Exercise aim: Retype all of the listing exactly, passing over any picture you find.

Collected material:
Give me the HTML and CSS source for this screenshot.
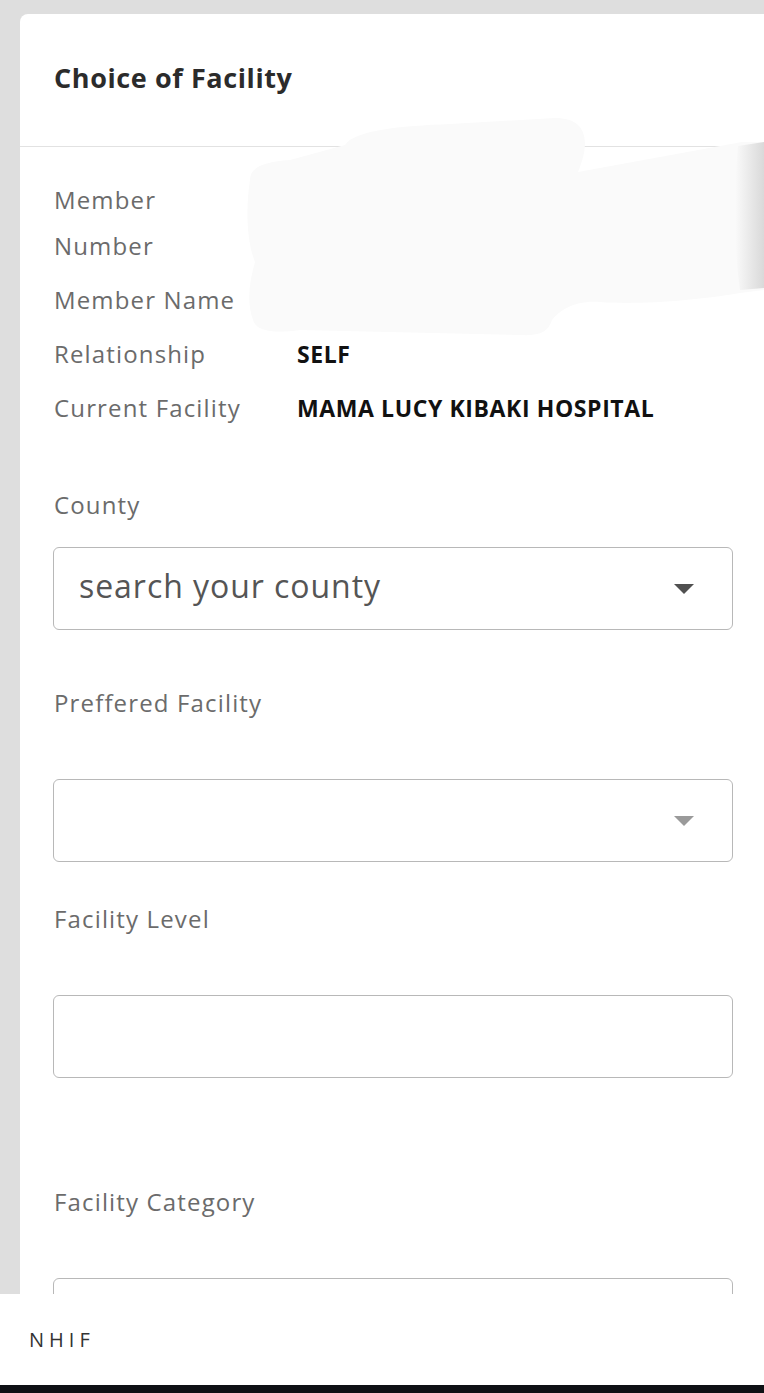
FILE: index.html
```html
<!DOCTYPE html>
<html lang="en">
<head>
<meta charset="utf-8">
<title>Choice of Facility</title>
<link rel="stylesheet" href="styles.css">
</head>
<body>
<div class="screen">
  <div class="viewport">
    <section class="card">
      <header class="card-header">
        <h1 class="card-title">Choice of Facility</h1>
      </header>
      <div class="card-body">
        <dl class="info">
          <dt class="info-label">Member Number</dt>
          <dd class="info-value"></dd>
          <dt class="info-label">Member Name</dt>
          <dd class="info-value"></dd>
          <dt class="info-label">Relationship</dt>
          <dd class="info-value">SELF</dd>
          <dt class="info-label">Current Facility</dt>
          <dd class="info-value">MAMA LUCY KIBAKI HOSPITAL</dd>
        </dl>

        <div class="field field-county">
          <div class="field-label">County</div>
          <div class="select select-tight">
            <span class="placeholder">search your county</span>
            <span class="caret caret-dark"></span>
          </div>
        </div>

        <div class="field field-preferred">
          <div class="field-label">Preffered Facility</div>
          <div class="select">
            <span class="placeholder"></span>
            <span class="caret caret-light"></span>
          </div>
        </div>

        <div class="field field-level">
          <div class="field-label">Facility Level</div>
          <div class="select"></div>
        </div>

        <div class="field field-category">
          <div class="field-label">Facility Category</div>
          <div class="select"></div>
        </div>
      </div>

      <svg class="redact" viewBox="20 14 744 400" width="744" height="400" aria-hidden="true">
        <defs>
          <linearGradient id="edge" x1="0" y1="0" x2="1" y2="0">
            <stop offset="0" stop-color="#fafafa"/>
            <stop offset="1" stop-color="#d9d9d9"/>
          </linearGradient>
        </defs>
        <path fill="#fafafa" d="M250 180 C250 168 262 162 290 160 L345 145 C355 130 400 126 450 124 L555 118 C585 118 592 138 578 172 L742 142 L764 142 L764 290 L740 293 C700 300 640 305 600 302 C575 300 560 310 552 320 C548 332 540 336 520 335 L300 330 C270 334 256 330 253 320 C246 300 250 280 255 262 C246 240 246 205 250 180 Z"/>
        <path fill="url(#edge)" d="M738 146 L764 142 L764 288 L740 290 C734 250 734 190 738 146 Z"/>
      </svg>
    </section>
  </div>
  <footer class="footer">
    <span class="brand">NHIF</span>
  </footer>
  <div class="navbar"></div>
</div>
</body>
</html>
```

FILE: styles.css
```css
* {
  box-sizing: border-box;
}

html, body {
  margin: 0;
  padding: 0;
}

body {
  font-family: "Open Sans", "Noto Sans", "Liberation Sans", sans-serif;
  background: #e0e0e0;
}

.screen {
  width: 764px;
  height: 1393px;
  display: flex;
  flex-direction: column;
  overflow: hidden;
}

.viewport {
  flex: 1;
  min-height: 0;
  overflow: hidden;
  background: #dedede;
  padding: 14px 0 0 20px;
}

.card {
  position: relative;
  background: #ffffff;
  border-top-left-radius: 8px;
  min-height: 1400px;
}

.card-header {
  height: 133px;
  padding: 46px 0 0 34px;
  border-bottom: 1px solid #e2e2e2;
}

.card-title {
  margin: 0;
  font-size: 27px;
  line-height: 36px;
  font-weight: 700;
  color: #2b2b2b;
  letter-spacing: 0.6px;
}

.card-body {
  padding: 30px 31px 0 33px;
}

.info {
  margin: 0;
  padding-left: 1px;
  display: grid;
  grid-template-columns: 196px 1fr;
  column-gap: 47px;
  row-gap: 8px;
}

.info-label {
  margin: 0;
  font-size: 24px;
  line-height: 46px;
  color: #6b6b6b;
  letter-spacing: 1.15px;
}

.info-value {
  margin: 0;
  font-size: 23px;
  line-height: 46px;
  font-weight: 700;
  color: #111111;
  letter-spacing: 0.6px;
  white-space: nowrap;
}

.field-label {
  padding-left: 1px;
  font-size: 24px;
  line-height: 46px;
  color: #6b6b6b;
  letter-spacing: 1.15px;
}

.field-county { margin-top: 51px; }
.field-preferred { margin-top: 50px; }
.field-level { margin-top: 34px; }
.field-category { margin-top: 101px; }

.select {
  margin-top: 53px;
  height: 83px;
  border: 1.5px solid #b8b8b8;
  border-radius: 6px;
  display: flex;
  align-items: center;
  padding: 0 38px 0 25px;
}

.select-tight {
  margin-top: 19px;
}

.placeholder {
  flex: 1;
  margin-bottom: 6px;
  font-size: 32px;
  color: #555555;
  letter-spacing: 0.95px;
}

.caret {
  width: 0;
  height: 0;
  border-left: 10px solid transparent;
  border-right: 10px solid transparent;
  border-top: 10px solid #555555;
}

.caret-dark { border-top-color: #505050; }
.caret-light { border-top-color: #9a9a9a; }

.redact {
  position: absolute;
  left: 0;
  top: 0;
  pointer-events: none;
}

.footer {
  height: 91px;
  background: #ffffff;
  display: flex;
  align-items: center;
  padding-left: 29px;
}

.brand {
  font-size: 20px;
  letter-spacing: 5px;
  color: #333333;
}

.navbar {
  height: 8px;
  background: #0e1014;
}
```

Solution to this problem:
Give me the HTML and CSS source for this screenshot.
FILE: index.html
```html
<!DOCTYPE html>
<html lang="en">
<head>
<meta charset="utf-8">
<title>Choice of Facility</title>
<link rel="stylesheet" href="styles.css">
</head>
<body>
<div class="screen">
  <div class="viewport">
    <section class="card">
      <header class="card-header">
        <h1 class="card-title">Choice of Facility</h1>
      </header>
      <div class="card-body">
        <dl class="info">
          <dt class="info-label">Member Number</dt>
          <dd class="info-value"></dd>
          <dt class="info-label">Member Name</dt>
          <dd class="info-value"></dd>
          <dt class="info-label">Relationship</dt>
          <dd class="info-value">SELF</dd>
          <dt class="info-label">Current Facility</dt>
          <dd class="info-value">MAMA LUCY KIBAKI HOSPITAL</dd>
        </dl>

        <div class="field field-county">
          <div class="field-label">County</div>
          <div class="select select-tight">
            <span class="placeholder">search your county</span>
            <span class="caret caret-dark"></span>
          </div>
        </div>

        <div class="field field-preferred">
          <div class="field-label">Preffered Facility</div>
          <div class="select">
            <span class="placeholder"></span>
            <span class="caret caret-light"></span>
          </div>
        </div>

        <div class="field field-level">
          <div class="field-label">Facility Level</div>
          <div class="select"></div>
        </div>

        <div class="field field-category">
          <div class="field-label">Facility Category</div>
          <div class="select"></div>
        </div>
      </div>

      <svg class="redact" viewBox="20 14 744 400" width="744" height="400" aria-hidden="true">
        <defs>
          <linearGradient id="edge" x1="0" y1="0" x2="1" y2="0">
            <stop offset="0" stop-color="#fafafa"/>
            <stop offset="1" stop-color="#d9d9d9"/>
          </linearGradient>
        </defs>
        <path fill="#fafafa" d="M250 180 C250 168 262 162 290 160 L345 145 C355 130 400 126 450 124 L555 118 C585 118 592 138 578 172 L742 142 L764 142 L764 290 L740 293 C700 300 640 305 600 302 C575 300 560 310 552 320 C548 332 540 336 520 335 L300 330 C270 334 256 330 253 320 C246 300 250 280 255 262 C246 240 246 205 250 180 Z"/>
        <path fill="url(#edge)" d="M738 146 L764 142 L764 288 L740 290 C734 250 734 190 738 146 Z"/>
      </svg>
    </section>
  </div>
  <footer class="footer">
    <span class="brand">NHIF</span>
  </footer>
  <div class="navbar"></div>
</div>
</body>
</html>
```

FILE: styles.css
```css
* {
  box-sizing: border-box;
}

html, body {
  margin: 0;
  padding: 0;
}

body {
  font-family: "Open Sans", "Noto Sans", "Liberation Sans", sans-serif;
  background: #e0e0e0;
}

.screen {
  width: 764px;
  height: 1393px;
  display: flex;
  flex-direction: column;
  overflow: hidden;
}

.viewport {
  flex: 1;
  min-height: 0;
  overflow: hidden;
  background: #dedede;
  padding: 14px 0 0 20px;
}

.card {
  position: relative;
  background: #ffffff;
  border-top-left-radius: 8px;
  min-height: 1400px;
}

.card-header {
  height: 133px;
  padding: 46px 0 0 34px;
  border-bottom: 1px solid #e2e2e2;
}

.card-title {
  margin: 0;
  font-size: 27px;
  line-height: 36px;
  font-weight: 700;
  color: #2b2b2b;
  letter-spacing: 0.6px;
}

.card-body {
  padding: 30px 31px 0 33px;
}

.info {
  margin: 0;
  padding-left: 1px;
  display: grid;
  grid-template-columns: 196px 1fr;
  column-gap: 47px;
  row-gap: 8px;
}

.info-label {
  margin: 0;
  font-size: 24px;
  line-height: 46px;
  color: #6b6b6b;
  letter-spacing: 1.15px;
}

.info-value {
  margin: 0;
  font-size: 23px;
  line-height: 46px;
  font-weight: 700;
  color: #111111;
  letter-spacing: 0.6px;
  white-space: nowrap;
}

.field-label {
  padding-left: 1px;
  font-size: 24px;
  line-height: 46px;
  color: #6b6b6b;
  letter-spacing: 1.15px;
}

.field-county { margin-top: 51px; }
.field-preferred { margin-top: 50px; }
.field-level { margin-top: 34px; }
.field-category { margin-top: 101px; }

.select {
  margin-top: 53px;
  height: 83px;
  border: 1.5px solid #b8b8b8;
  border-radius: 6px;
  display: flex;
  align-items: center;
  padding: 0 38px 0 25px;
}

.select-tight {
  margin-top: 19px;
}

.placeholder {
  flex: 1;
  margin-bottom: 6px;
  font-size: 32px;
  color: #555555;
  letter-spacing: 0.95px;
}

.caret {
  width: 0;
  height: 0;
  border-left: 10px solid transparent;
  border-right: 10px solid transparent;
  border-top: 10px solid #555555;
}

.caret-dark { border-top-color: #505050; }
.caret-light { border-top-color: #9a9a9a; }

.redact {
  position: absolute;
  left: 0;
  top: 0;
  pointer-events: none;
}

.footer {
  height: 91px;
  background: #ffffff;
  display: flex;
  align-items: center;
  padding-left: 29px;
}

.brand {
  font-size: 20px;
  letter-spacing: 5px;
  color: #333333;
}

.navbar {
  height: 8px;
  background: #0e1014;
}
```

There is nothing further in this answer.